The Catechism of the Catholic Church has the following commentary with regards to the various Creeds that the Magisterium of the Church has approved:

"Through the centuries many professions or symbols of faith have been articulated in response to the needs of the different eras: the Creeds of the different Apostolic and ancient Churches, e.g., the Quicumque, also called the Athanasian Creed; the professions of faith of certain Councils, such as Toledo, Lateran, Lyons, Trent; or the symbols of certain popes, e.g., the Fides Damasi, or the Credo of the People of God of Paul VI." (#192)

"None of the Creeds from the different stages in the Church's life can be considered superseded or irrelevant. They help us today to attain and deepen the faith of all times by means of the different summaries made of it." (#193)

It may be added here that the Credo of the People of God remains the perfect antidote to the heresies and errors which continue to circulate in the Church of the Living God and which impede the evangelizing and catechetical mission of the Church (as has been noted by Pope John Paul II in his many addresses encouraging Bishops to eliminate Dissent and Disobedience in the Church).
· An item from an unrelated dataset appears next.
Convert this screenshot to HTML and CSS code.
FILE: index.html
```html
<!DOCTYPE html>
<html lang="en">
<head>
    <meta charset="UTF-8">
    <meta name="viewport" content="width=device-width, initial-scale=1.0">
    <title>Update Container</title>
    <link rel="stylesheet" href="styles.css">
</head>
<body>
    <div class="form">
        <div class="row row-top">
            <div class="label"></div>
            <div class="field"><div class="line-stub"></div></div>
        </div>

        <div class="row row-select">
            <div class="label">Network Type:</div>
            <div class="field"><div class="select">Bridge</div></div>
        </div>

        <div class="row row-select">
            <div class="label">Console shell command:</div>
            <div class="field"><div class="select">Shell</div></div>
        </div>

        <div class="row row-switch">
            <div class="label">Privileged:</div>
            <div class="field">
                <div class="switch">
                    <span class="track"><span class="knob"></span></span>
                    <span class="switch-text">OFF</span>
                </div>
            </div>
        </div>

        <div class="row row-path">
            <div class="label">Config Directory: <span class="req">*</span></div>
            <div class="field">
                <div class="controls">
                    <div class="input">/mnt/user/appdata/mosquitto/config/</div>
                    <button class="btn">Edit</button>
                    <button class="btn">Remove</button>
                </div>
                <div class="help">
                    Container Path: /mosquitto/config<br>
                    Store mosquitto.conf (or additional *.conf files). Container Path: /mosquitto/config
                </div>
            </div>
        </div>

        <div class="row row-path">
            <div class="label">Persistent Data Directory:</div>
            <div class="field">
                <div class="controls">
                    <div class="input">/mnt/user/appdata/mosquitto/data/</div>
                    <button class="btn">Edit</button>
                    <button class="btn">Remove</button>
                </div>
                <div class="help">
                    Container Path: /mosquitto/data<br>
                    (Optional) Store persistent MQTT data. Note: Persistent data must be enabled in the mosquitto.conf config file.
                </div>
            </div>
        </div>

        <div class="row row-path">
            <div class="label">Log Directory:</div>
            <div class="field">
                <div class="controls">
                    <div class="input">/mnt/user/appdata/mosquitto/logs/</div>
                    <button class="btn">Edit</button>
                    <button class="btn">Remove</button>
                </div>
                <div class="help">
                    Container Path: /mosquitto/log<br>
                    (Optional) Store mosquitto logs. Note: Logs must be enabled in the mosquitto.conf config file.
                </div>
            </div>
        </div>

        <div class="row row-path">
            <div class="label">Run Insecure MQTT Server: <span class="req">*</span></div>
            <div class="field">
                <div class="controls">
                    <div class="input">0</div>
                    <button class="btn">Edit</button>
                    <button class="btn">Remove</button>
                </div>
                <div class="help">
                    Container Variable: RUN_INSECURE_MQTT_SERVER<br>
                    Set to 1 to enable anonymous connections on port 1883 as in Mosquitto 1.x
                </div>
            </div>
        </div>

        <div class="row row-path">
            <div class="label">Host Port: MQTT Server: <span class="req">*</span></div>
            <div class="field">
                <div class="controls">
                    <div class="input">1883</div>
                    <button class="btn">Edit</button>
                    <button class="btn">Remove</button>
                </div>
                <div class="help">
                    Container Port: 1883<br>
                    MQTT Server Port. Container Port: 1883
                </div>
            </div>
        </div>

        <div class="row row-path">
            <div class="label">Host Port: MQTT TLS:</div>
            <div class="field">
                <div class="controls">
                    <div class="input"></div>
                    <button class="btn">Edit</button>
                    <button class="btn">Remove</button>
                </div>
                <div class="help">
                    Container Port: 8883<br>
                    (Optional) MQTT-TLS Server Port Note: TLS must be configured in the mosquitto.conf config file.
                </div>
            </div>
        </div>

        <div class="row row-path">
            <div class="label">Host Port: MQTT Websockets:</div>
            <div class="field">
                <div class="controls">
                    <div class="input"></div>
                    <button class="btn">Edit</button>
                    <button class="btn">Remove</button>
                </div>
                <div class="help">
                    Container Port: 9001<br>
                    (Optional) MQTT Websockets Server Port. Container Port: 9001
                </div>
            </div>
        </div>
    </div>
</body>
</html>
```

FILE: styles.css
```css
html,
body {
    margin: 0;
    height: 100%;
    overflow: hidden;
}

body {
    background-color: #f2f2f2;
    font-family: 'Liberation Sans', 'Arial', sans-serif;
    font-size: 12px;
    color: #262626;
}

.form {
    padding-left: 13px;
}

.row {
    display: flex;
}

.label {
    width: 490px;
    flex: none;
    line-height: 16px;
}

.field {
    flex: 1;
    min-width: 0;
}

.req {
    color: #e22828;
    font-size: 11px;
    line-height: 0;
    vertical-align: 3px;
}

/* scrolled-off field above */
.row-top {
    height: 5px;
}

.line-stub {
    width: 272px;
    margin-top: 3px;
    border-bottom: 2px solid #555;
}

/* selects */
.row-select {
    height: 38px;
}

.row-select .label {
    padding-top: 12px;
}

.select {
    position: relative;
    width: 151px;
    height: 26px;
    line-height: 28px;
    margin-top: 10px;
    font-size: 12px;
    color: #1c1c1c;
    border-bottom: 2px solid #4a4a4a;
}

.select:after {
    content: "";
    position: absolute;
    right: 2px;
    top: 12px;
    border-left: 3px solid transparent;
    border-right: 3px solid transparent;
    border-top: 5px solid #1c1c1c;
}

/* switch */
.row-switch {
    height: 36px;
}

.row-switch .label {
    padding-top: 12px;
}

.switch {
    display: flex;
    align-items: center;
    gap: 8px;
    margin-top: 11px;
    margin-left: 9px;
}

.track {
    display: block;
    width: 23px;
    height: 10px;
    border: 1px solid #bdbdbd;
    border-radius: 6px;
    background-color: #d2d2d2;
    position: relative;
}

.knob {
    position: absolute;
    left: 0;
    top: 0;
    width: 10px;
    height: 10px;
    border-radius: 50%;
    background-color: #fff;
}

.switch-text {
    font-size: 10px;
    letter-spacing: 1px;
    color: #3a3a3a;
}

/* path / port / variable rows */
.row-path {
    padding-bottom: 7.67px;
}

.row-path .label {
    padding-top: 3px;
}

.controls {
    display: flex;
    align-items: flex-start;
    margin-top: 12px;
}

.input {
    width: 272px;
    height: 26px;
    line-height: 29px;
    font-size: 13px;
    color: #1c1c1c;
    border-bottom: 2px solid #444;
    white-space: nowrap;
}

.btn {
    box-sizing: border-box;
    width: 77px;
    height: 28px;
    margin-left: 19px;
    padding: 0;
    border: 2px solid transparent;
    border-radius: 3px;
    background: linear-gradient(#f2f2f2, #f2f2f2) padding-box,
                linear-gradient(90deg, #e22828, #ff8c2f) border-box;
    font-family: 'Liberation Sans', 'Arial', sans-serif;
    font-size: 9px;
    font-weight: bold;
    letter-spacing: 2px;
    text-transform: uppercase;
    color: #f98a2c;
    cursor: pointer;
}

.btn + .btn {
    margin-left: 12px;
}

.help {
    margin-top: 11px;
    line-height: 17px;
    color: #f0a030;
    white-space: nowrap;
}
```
When the "Crisis of Faith" was early seen to afflict Catholics in the Diocese of Buffalo after the Second Vatican Council (1962-65), it was understandable that faithful Catholics would come to the defense of Catholic doctrine by forming a lay group that took both its name and inspiration from the "Credo of the People of God" of Paul VI.
This was the origin of the Credo of Buffalo organization in 1969 and subsequently in October 1975 became the "Credo of Buffalo - Chapter of Catholics United for the Faith".

Dissent from the Magisterium....is not compatible with being a "good Catholic".